For the detection of glass, the knowledge of the real background is very important. Glass is not a strictly defined material composition like Stainless Steel 316. Typical glass, which is used for packaging like bottles or jars constitute the highest risk for contamination. “Soda-Lime Glass” consists mainly of Silicon Dioxide – but there is a strong variation concerning the percentage. At the same time, today’s glass is mostly recycled glass. This leads to a lot of variation due to different ingredients, additives and contaminants. They can increase the absorption of the glass dramatically. Silicon alone has an atomic number of 14, similar to Aluminium (13), which leads to similar absorption. If the glass is e.g. contaminated with a little bit lead (atomic number 82) it will have a much higher absorption – even the density might be very similar.
This effect becomes also more important when it comes to comparison tests between different X-ray systems. It is not advisable to compare the detections results of different machines for glass, when different test spheres are used because there is a big chance, that in reality, it is not a machine comparison, but more of a comparison of the absorption of the test spheres.
Nevertheless, speaking about density for day to day applications is not completely wrong: If a foreign object occurs in the factory, quality assurance can perform quick tests, if it is worth to investigate more deeply the detectability. If the contamination floats in the water, it is not necessary to perform further testing, as – under usual circumstances – a single energy X-ray system will not be able to find it. If it does not float, it is worth to have a discussion with X-ray experts, who might have local test facilities for further investigation.
Myth 2: X-ray inspection needs a lot of space - even for small products?!
X-ray inspection units need additional space in the factory. In the food industry, space is always an issue, especially for integration of new equipment into existing production lines.
One approach is to fully integrate a special X-ray unit into a thermoforming and filling machine (FFS), e.g. for yoghurt cups.

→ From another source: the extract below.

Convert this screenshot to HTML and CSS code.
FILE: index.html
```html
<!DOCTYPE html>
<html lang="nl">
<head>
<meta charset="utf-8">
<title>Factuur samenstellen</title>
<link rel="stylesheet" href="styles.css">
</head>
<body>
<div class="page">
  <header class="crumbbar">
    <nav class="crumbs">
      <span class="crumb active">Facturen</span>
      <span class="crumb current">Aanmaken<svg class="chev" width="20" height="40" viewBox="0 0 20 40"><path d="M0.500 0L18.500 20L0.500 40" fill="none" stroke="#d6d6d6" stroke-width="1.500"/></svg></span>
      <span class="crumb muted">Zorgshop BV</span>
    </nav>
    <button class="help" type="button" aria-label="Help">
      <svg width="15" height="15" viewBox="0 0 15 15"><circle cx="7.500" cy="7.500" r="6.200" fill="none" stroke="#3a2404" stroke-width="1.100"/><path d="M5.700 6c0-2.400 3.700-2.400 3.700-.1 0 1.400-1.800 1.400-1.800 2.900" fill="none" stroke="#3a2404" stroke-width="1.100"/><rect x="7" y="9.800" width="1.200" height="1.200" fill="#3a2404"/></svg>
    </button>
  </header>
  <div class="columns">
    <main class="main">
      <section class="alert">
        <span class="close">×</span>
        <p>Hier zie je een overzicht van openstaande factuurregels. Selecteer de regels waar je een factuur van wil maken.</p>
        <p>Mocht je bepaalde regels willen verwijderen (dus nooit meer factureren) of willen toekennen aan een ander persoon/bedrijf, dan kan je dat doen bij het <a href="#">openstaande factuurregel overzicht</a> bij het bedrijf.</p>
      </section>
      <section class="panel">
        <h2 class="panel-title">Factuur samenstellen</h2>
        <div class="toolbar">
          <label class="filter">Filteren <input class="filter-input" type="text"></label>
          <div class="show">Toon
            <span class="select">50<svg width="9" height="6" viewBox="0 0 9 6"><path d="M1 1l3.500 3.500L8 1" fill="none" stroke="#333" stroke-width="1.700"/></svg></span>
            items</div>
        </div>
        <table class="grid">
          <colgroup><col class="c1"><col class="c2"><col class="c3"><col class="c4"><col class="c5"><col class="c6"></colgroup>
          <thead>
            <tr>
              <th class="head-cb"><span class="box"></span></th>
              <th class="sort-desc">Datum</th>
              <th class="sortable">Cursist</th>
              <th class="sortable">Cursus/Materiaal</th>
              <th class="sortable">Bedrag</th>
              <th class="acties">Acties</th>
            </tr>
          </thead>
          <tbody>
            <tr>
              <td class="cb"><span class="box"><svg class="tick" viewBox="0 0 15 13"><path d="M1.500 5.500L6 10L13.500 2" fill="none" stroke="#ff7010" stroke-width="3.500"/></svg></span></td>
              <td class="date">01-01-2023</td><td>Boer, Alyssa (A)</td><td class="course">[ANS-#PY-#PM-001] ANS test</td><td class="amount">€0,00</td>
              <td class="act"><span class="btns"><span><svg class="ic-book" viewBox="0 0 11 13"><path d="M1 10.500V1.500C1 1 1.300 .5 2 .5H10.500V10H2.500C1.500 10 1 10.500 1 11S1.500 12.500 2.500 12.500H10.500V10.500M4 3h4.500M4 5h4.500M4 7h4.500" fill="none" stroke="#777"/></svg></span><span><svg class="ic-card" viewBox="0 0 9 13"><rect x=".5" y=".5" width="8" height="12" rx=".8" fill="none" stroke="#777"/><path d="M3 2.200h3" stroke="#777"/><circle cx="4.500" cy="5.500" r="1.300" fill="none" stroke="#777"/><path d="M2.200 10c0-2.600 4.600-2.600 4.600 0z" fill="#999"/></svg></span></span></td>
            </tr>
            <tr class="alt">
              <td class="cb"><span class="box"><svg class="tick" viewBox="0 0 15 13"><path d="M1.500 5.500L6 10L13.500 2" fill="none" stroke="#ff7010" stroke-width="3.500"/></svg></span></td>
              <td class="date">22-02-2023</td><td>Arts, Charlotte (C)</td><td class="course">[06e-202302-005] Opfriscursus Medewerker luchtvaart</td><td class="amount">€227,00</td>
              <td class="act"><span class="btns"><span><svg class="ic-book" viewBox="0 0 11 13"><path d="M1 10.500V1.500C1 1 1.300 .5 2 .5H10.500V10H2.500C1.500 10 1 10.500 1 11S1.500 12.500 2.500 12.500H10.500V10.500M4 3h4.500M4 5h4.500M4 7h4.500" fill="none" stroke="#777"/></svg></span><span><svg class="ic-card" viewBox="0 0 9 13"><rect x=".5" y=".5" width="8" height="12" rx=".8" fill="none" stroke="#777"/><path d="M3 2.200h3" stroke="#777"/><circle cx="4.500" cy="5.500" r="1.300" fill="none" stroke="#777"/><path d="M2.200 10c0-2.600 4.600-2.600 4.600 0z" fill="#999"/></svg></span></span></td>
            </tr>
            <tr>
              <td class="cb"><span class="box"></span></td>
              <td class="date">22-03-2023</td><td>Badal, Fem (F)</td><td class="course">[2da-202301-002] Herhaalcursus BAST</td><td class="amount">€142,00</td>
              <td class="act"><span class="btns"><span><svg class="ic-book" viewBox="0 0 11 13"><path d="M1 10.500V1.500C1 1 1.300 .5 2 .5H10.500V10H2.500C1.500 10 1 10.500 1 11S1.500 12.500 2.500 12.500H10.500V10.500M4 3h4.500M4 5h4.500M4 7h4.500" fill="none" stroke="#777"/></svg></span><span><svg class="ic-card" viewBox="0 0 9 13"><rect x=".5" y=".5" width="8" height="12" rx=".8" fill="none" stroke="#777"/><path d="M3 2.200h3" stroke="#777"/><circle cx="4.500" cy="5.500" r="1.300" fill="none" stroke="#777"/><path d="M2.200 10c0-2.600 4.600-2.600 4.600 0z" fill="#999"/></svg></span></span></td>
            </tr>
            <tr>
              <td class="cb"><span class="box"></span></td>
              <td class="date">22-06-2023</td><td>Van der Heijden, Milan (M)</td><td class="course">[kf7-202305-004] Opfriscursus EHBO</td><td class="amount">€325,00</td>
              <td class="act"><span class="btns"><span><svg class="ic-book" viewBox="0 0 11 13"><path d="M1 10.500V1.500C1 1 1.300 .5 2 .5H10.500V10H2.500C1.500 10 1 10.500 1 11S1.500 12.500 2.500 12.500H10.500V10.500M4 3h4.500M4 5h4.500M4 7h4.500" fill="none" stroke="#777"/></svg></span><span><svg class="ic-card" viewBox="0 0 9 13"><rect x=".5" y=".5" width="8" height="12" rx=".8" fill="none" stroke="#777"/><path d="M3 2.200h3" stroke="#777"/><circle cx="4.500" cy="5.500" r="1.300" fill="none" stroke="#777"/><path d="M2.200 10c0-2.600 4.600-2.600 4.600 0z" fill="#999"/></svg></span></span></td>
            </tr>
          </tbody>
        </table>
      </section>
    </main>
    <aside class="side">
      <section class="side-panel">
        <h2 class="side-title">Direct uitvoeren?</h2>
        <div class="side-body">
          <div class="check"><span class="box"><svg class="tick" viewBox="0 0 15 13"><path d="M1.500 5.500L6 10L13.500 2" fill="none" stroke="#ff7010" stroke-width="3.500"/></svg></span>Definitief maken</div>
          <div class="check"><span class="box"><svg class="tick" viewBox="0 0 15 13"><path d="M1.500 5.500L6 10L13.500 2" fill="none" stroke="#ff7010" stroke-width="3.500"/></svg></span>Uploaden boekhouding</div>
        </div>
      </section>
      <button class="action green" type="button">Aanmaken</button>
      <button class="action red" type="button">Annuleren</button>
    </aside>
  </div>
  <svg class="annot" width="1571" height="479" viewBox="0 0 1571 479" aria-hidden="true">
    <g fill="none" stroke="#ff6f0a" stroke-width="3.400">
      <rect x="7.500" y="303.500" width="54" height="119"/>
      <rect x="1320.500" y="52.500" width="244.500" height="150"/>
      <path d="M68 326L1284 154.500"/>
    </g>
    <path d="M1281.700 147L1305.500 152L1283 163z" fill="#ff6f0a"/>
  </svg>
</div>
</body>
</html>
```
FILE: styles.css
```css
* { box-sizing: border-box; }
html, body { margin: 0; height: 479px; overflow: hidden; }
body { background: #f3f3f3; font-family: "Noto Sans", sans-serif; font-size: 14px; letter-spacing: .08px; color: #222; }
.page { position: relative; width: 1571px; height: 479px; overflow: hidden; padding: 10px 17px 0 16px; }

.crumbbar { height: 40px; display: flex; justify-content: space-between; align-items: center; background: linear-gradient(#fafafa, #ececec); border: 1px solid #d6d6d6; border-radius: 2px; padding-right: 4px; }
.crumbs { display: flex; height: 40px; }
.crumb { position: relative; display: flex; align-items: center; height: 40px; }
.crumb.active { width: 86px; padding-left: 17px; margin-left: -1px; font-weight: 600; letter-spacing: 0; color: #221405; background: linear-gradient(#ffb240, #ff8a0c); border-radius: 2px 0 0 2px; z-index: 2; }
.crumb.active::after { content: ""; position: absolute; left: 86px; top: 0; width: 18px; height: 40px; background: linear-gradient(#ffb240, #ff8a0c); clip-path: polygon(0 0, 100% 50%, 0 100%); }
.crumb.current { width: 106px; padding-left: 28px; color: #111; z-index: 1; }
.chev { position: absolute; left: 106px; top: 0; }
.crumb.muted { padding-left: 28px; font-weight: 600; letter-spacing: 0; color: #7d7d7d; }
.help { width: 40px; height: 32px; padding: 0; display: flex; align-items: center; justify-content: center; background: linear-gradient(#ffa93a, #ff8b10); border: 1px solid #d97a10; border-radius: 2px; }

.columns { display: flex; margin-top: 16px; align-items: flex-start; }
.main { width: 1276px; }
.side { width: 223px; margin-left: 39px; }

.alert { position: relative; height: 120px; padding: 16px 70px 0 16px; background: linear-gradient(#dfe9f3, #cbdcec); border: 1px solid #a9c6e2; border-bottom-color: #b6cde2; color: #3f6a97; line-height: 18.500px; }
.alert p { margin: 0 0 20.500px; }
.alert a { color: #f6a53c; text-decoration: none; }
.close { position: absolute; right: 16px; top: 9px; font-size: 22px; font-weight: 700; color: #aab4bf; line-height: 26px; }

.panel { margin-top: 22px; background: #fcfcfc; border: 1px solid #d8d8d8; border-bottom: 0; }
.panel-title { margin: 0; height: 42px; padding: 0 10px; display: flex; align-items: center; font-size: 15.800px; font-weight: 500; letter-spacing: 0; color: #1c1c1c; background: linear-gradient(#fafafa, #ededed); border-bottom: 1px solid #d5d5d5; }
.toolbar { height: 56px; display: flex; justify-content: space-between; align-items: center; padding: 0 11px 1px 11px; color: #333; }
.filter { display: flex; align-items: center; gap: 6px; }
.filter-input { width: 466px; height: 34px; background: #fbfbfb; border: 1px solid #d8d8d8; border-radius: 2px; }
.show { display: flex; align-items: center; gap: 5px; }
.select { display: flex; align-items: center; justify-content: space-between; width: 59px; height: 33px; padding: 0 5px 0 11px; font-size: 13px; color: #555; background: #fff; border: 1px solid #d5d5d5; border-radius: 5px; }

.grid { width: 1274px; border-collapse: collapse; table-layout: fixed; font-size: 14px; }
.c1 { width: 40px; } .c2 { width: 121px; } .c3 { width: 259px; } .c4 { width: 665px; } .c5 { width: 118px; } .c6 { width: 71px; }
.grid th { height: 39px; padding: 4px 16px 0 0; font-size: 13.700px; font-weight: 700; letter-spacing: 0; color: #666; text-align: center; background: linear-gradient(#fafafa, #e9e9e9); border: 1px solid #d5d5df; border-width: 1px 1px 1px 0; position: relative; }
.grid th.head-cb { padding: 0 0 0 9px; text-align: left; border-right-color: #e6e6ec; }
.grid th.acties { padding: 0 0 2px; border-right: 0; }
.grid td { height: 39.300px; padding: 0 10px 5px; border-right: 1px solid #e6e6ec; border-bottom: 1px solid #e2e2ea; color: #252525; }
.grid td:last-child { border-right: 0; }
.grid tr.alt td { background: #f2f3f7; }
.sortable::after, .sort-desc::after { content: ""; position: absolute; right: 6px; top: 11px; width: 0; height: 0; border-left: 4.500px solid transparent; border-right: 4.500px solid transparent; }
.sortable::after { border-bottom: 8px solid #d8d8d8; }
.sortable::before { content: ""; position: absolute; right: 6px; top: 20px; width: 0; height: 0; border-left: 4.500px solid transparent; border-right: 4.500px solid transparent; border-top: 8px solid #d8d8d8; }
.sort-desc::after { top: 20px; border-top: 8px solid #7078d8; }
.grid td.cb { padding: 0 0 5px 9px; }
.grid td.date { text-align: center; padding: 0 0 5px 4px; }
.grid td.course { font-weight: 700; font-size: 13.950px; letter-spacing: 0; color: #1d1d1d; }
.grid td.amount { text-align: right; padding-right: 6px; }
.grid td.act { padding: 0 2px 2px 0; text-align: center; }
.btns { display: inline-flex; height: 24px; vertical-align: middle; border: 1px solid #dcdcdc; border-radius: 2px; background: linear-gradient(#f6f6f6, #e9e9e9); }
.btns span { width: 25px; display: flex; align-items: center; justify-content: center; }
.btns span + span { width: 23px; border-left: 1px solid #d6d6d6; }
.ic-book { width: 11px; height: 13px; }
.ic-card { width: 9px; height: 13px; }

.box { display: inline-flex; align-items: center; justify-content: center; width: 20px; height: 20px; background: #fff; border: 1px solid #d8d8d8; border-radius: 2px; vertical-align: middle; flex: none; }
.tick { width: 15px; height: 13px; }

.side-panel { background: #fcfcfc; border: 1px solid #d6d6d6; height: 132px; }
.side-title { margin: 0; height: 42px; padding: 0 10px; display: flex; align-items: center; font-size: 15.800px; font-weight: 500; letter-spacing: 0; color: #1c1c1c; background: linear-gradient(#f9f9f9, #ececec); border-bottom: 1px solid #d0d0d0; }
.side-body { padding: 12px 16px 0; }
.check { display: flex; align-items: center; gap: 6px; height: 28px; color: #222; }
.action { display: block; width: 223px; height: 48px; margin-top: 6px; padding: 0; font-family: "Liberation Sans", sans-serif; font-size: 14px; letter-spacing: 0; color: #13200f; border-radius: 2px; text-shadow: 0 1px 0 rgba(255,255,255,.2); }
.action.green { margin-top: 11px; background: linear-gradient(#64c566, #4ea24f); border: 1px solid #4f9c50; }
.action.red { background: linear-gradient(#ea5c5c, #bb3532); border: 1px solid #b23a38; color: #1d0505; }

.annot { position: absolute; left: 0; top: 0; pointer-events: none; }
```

Another approach are combined units: There are always specified space requirements for radiation protection, so this space can be used to fulfil other inspection tasks. The widely used X-ray system SC-W from WIPOTEC-OCS is an example of a fully integrated solution of checkweighing and X-ray with very low space consumption. Besides this, WIPOTEC-OCS developed the “All-In-One” system, which has additionally vision inspection. If these systems are fully integrated, there are several additional benefits: For example, the product changeover is much faster, there is one common statistics and there is less training effort.
For very small products, WIPOTEC-OCS developed the SC-2000 “Mini” X-ray scanner. It is designed for small products, like soup pouches, cereal bars, chocolate or small trays. Depending on the application, it only requires 500 mm line space. If a reject is required, machines with 700 mm line space are possible. Additionally, the width of the machine is very small. The modular design enables individual solutions for each application. Nevertheless, the SC-2000 can work with an inspection speed of 90 m/min, high X-ray power (and therefore detection) and the same powerful software like all the big WIPOTEC-OCS machines.